(Records with interface code)
□ □ □ □

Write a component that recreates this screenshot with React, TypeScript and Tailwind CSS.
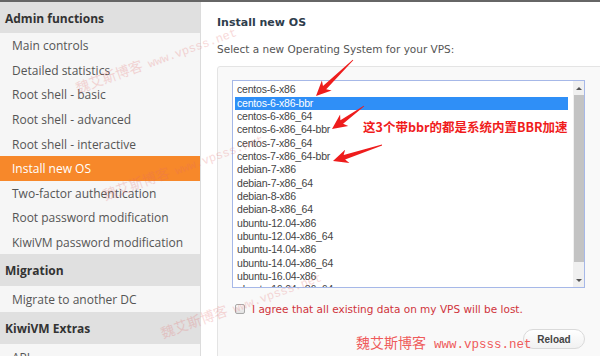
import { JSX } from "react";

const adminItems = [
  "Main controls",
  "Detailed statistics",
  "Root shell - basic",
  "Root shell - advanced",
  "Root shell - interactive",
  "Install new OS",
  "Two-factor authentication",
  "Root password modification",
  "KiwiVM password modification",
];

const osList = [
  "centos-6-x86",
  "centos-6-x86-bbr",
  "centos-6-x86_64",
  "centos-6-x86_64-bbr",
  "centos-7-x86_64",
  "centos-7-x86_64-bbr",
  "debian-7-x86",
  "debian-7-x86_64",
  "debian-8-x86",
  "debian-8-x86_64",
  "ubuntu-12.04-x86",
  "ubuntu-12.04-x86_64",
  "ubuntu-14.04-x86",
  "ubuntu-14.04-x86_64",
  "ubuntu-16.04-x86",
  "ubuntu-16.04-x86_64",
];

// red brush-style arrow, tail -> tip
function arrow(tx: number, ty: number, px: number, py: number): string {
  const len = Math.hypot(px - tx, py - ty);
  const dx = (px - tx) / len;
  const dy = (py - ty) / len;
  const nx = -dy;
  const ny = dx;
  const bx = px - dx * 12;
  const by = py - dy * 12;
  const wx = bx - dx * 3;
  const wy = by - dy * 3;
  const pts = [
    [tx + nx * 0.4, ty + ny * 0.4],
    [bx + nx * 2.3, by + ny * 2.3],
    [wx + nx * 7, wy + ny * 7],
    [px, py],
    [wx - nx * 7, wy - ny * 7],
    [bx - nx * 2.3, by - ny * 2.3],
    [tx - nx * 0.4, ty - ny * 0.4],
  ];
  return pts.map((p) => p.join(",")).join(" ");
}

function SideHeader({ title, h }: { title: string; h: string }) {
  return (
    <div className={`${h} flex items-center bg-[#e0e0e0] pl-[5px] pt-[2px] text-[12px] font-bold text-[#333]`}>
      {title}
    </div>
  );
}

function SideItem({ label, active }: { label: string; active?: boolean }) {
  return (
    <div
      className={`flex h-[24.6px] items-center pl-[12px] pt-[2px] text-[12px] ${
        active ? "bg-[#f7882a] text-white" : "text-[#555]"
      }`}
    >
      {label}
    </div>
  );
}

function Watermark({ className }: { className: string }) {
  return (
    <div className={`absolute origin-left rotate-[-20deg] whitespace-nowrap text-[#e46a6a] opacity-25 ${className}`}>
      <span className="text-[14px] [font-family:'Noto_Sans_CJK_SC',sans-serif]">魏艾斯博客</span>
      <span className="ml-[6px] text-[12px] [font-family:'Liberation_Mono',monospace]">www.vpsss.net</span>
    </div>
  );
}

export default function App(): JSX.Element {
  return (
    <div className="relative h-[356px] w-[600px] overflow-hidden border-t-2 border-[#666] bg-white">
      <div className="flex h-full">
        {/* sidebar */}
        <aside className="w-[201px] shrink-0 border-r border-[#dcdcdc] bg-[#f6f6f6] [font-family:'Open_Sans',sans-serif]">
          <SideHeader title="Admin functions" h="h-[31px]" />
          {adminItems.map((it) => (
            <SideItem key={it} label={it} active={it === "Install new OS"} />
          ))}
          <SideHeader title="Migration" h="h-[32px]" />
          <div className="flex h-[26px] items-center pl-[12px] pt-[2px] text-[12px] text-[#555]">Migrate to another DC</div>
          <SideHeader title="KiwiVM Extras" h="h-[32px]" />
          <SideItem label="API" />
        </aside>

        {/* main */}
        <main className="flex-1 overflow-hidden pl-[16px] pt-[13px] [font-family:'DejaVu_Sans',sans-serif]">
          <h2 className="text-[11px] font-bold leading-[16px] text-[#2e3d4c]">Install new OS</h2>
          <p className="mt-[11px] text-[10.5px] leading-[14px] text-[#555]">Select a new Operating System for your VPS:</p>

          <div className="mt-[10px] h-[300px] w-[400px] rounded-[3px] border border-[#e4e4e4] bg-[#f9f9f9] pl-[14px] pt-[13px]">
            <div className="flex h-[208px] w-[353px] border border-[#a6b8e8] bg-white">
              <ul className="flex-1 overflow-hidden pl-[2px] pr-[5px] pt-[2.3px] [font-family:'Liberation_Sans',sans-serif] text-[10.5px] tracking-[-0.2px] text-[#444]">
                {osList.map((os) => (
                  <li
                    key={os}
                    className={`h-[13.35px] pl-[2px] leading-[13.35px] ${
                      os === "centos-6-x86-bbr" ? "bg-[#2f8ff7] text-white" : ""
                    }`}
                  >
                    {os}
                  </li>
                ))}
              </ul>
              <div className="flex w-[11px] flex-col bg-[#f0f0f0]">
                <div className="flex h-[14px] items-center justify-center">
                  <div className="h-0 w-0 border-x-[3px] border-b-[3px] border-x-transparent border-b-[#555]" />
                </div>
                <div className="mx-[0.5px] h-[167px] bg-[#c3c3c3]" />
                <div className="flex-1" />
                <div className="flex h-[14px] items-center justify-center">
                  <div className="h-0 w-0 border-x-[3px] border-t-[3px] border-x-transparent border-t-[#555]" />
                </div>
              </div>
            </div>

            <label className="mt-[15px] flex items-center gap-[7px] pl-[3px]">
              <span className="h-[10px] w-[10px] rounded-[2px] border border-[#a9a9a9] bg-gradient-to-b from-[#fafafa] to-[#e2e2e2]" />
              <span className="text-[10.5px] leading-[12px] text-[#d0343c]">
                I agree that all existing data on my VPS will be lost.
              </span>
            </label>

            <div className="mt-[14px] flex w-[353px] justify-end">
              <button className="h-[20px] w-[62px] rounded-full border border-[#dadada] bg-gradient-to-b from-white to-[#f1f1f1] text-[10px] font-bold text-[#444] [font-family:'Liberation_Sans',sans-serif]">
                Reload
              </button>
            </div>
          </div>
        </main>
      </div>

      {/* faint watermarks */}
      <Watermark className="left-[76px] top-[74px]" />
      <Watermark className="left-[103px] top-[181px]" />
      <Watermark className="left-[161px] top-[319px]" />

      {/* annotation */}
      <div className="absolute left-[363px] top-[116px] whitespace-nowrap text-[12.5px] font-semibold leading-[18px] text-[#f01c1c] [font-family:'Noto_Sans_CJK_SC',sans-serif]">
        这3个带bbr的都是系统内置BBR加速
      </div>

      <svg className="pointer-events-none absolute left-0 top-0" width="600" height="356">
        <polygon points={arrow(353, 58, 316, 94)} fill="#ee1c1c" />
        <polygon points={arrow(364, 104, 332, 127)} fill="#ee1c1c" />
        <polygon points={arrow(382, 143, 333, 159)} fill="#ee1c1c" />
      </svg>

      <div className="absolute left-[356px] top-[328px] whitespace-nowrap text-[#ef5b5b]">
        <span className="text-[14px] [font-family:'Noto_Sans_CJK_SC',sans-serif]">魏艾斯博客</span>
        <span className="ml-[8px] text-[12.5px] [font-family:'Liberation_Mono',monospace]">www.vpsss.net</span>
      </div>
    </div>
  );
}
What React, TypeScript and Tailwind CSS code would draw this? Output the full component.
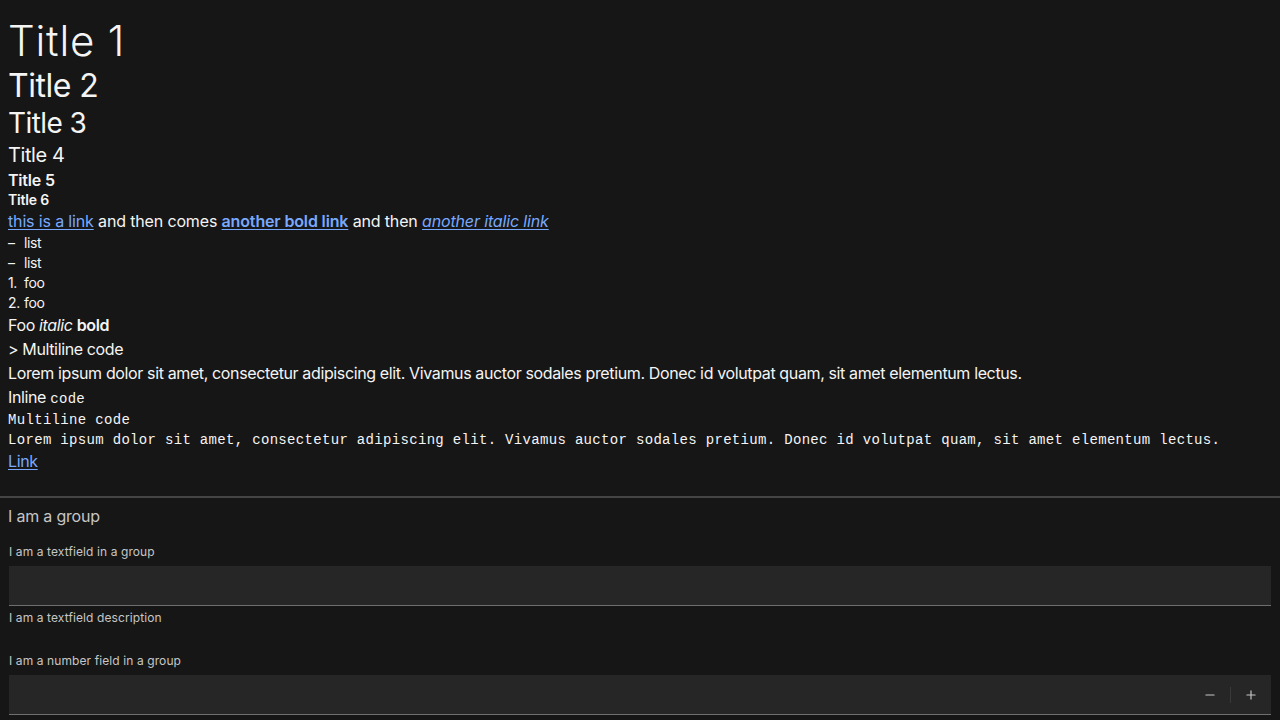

□ □ □ □

Every record above should be transcribed exactly; the pictures stay out of the copy.

Completed task:
Write a component that recreates this screenshot with React, TypeScript and Tailwind CSS.
import { JSX } from "react";

const adminItems = [
  "Main controls",
  "Detailed statistics",
  "Root shell - basic",
  "Root shell - advanced",
  "Root shell - interactive",
  "Install new OS",
  "Two-factor authentication",
  "Root password modification",
  "KiwiVM password modification",
];

const osList = [
  "centos-6-x86",
  "centos-6-x86-bbr",
  "centos-6-x86_64",
  "centos-6-x86_64-bbr",
  "centos-7-x86_64",
  "centos-7-x86_64-bbr",
  "debian-7-x86",
  "debian-7-x86_64",
  "debian-8-x86",
  "debian-8-x86_64",
  "ubuntu-12.04-x86",
  "ubuntu-12.04-x86_64",
  "ubuntu-14.04-x86",
  "ubuntu-14.04-x86_64",
  "ubuntu-16.04-x86",
  "ubuntu-16.04-x86_64",
];

// red brush-style arrow, tail -> tip
function arrow(tx: number, ty: number, px: number, py: number): string {
  const len = Math.hypot(px - tx, py - ty);
  const dx = (px - tx) / len;
  const dy = (py - ty) / len;
  const nx = -dy;
  const ny = dx;
  const bx = px - dx * 12;
  const by = py - dy * 12;
  const wx = bx - dx * 3;
  const wy = by - dy * 3;
  const pts = [
    [tx + nx * 0.4, ty + ny * 0.4],
    [bx + nx * 2.3, by + ny * 2.3],
    [wx + nx * 7, wy + ny * 7],
    [px, py],
    [wx - nx * 7, wy - ny * 7],
    [bx - nx * 2.3, by - ny * 2.3],
    [tx - nx * 0.4, ty - ny * 0.4],
  ];
  return pts.map((p) => p.join(",")).join(" ");
}

function SideHeader({ title, h }: { title: string; h: string }) {
  return (
    <div className={`${h} flex items-center bg-[#e0e0e0] pl-[5px] pt-[2px] text-[12px] font-bold text-[#333]`}>
      {title}
    </div>
  );
}

function SideItem({ label, active }: { label: string; active?: boolean }) {
  return (
    <div
      className={`flex h-[24.6px] items-center pl-[12px] pt-[2px] text-[12px] ${
        active ? "bg-[#f7882a] text-white" : "text-[#555]"
      }`}
    >
      {label}
    </div>
  );
}

function Watermark({ className }: { className: string }) {
  return (
    <div className={`absolute origin-left rotate-[-20deg] whitespace-nowrap text-[#e46a6a] opacity-25 ${className}`}>
      <span className="text-[14px] [font-family:'Noto_Sans_CJK_SC',sans-serif]">魏艾斯博客</span>
      <span className="ml-[6px] text-[12px] [font-family:'Liberation_Mono',monospace]">www.vpsss.net</span>
    </div>
  );
}

export default function App(): JSX.Element {
  return (
    <div className="relative h-[356px] w-[600px] overflow-hidden border-t-2 border-[#666] bg-white">
      <div className="flex h-full">
        {/* sidebar */}
        <aside className="w-[201px] shrink-0 border-r border-[#dcdcdc] bg-[#f6f6f6] [font-family:'Open_Sans',sans-serif]">
          <SideHeader title="Admin functions" h="h-[31px]" />
          {adminItems.map((it) => (
            <SideItem key={it} label={it} active={it === "Install new OS"} />
          ))}
          <SideHeader title="Migration" h="h-[32px]" />
          <div className="flex h-[26px] items-center pl-[12px] pt-[2px] text-[12px] text-[#555]">Migrate to another DC</div>
          <SideHeader title="KiwiVM Extras" h="h-[32px]" />
          <SideItem label="API" />
        </aside>

        {/* main */}
        <main className="flex-1 overflow-hidden pl-[16px] pt-[13px] [font-family:'DejaVu_Sans',sans-serif]">
          <h2 className="text-[11px] font-bold leading-[16px] text-[#2e3d4c]">Install new OS</h2>
          <p className="mt-[11px] text-[10.5px] leading-[14px] text-[#555]">Select a new Operating System for your VPS:</p>

          <div className="mt-[10px] h-[300px] w-[400px] rounded-[3px] border border-[#e4e4e4] bg-[#f9f9f9] pl-[14px] pt-[13px]">
            <div className="flex h-[208px] w-[353px] border border-[#a6b8e8] bg-white">
              <ul className="flex-1 overflow-hidden pl-[2px] pr-[5px] pt-[2.3px] [font-family:'Liberation_Sans',sans-serif] text-[10.5px] tracking-[-0.2px] text-[#444]">
                {osList.map((os) => (
                  <li
                    key={os}
                    className={`h-[13.35px] pl-[2px] leading-[13.35px] ${
                      os === "centos-6-x86-bbr" ? "bg-[#2f8ff7] text-white" : ""
                    }`}
                  >
                    {os}
                  </li>
                ))}
              </ul>
              <div className="flex w-[11px] flex-col bg-[#f0f0f0]">
                <div className="flex h-[14px] items-center justify-center">
                  <div className="h-0 w-0 border-x-[3px] border-b-[3px] border-x-transparent border-b-[#555]" />
                </div>
                <div className="mx-[0.5px] h-[167px] bg-[#c3c3c3]" />
                <div className="flex-1" />
                <div className="flex h-[14px] items-center justify-center">
                  <div className="h-0 w-0 border-x-[3px] border-t-[3px] border-x-transparent border-t-[#555]" />
                </div>
              </div>
            </div>

            <label className="mt-[15px] flex items-center gap-[7px] pl-[3px]">
              <span className="h-[10px] w-[10px] rounded-[2px] border border-[#a9a9a9] bg-gradient-to-b from-[#fafafa] to-[#e2e2e2]" />
              <span className="text-[10.5px] leading-[12px] text-[#d0343c]">
                I agree that all existing data on my VPS will be lost.
              </span>
            </label>

            <div className="mt-[14px] flex w-[353px] justify-end">
              <button className="h-[20px] w-[62px] rounded-full border border-[#dadada] bg-gradient-to-b from-white to-[#f1f1f1] text-[10px] font-bold text-[#444] [font-family:'Liberation_Sans',sans-serif]">
                Reload
              </button>
            </div>
          </div>
        </main>
      </div>

      {/* faint watermarks */}
      <Watermark className="left-[76px] top-[74px]" />
      <Watermark className="left-[103px] top-[181px]" />
      <Watermark className="left-[161px] top-[319px]" />

      {/* annotation */}
      <div className="absolute left-[363px] top-[116px] whitespace-nowrap text-[12.5px] font-semibold leading-[18px] text-[#f01c1c] [font-family:'Noto_Sans_CJK_SC',sans-serif]">
        这3个带bbr的都是系统内置BBR加速
      </div>

      <svg className="pointer-events-none absolute left-0 top-0" width="600" height="356">
        <polygon points={arrow(353, 58, 316, 94)} fill="#ee1c1c" />
        <polygon points={arrow(364, 104, 332, 127)} fill="#ee1c1c" />
        <polygon points={arrow(382, 143, 333, 159)} fill="#ee1c1c" />
      </svg>

      <div className="absolute left-[356px] top-[328px] whitespace-nowrap text-[#ef5b5b]">
        <span className="text-[14px] [font-family:'Noto_Sans_CJK_SC',sans-serif]">魏艾斯博客</span>
        <span className="ml-[8px] text-[12.5px] [font-family:'Liberation_Mono',monospace]">www.vpsss.net</span>
      </div>
    </div>
  );
}
What React, TypeScript and Tailwind CSS code would draw this? Output the full component.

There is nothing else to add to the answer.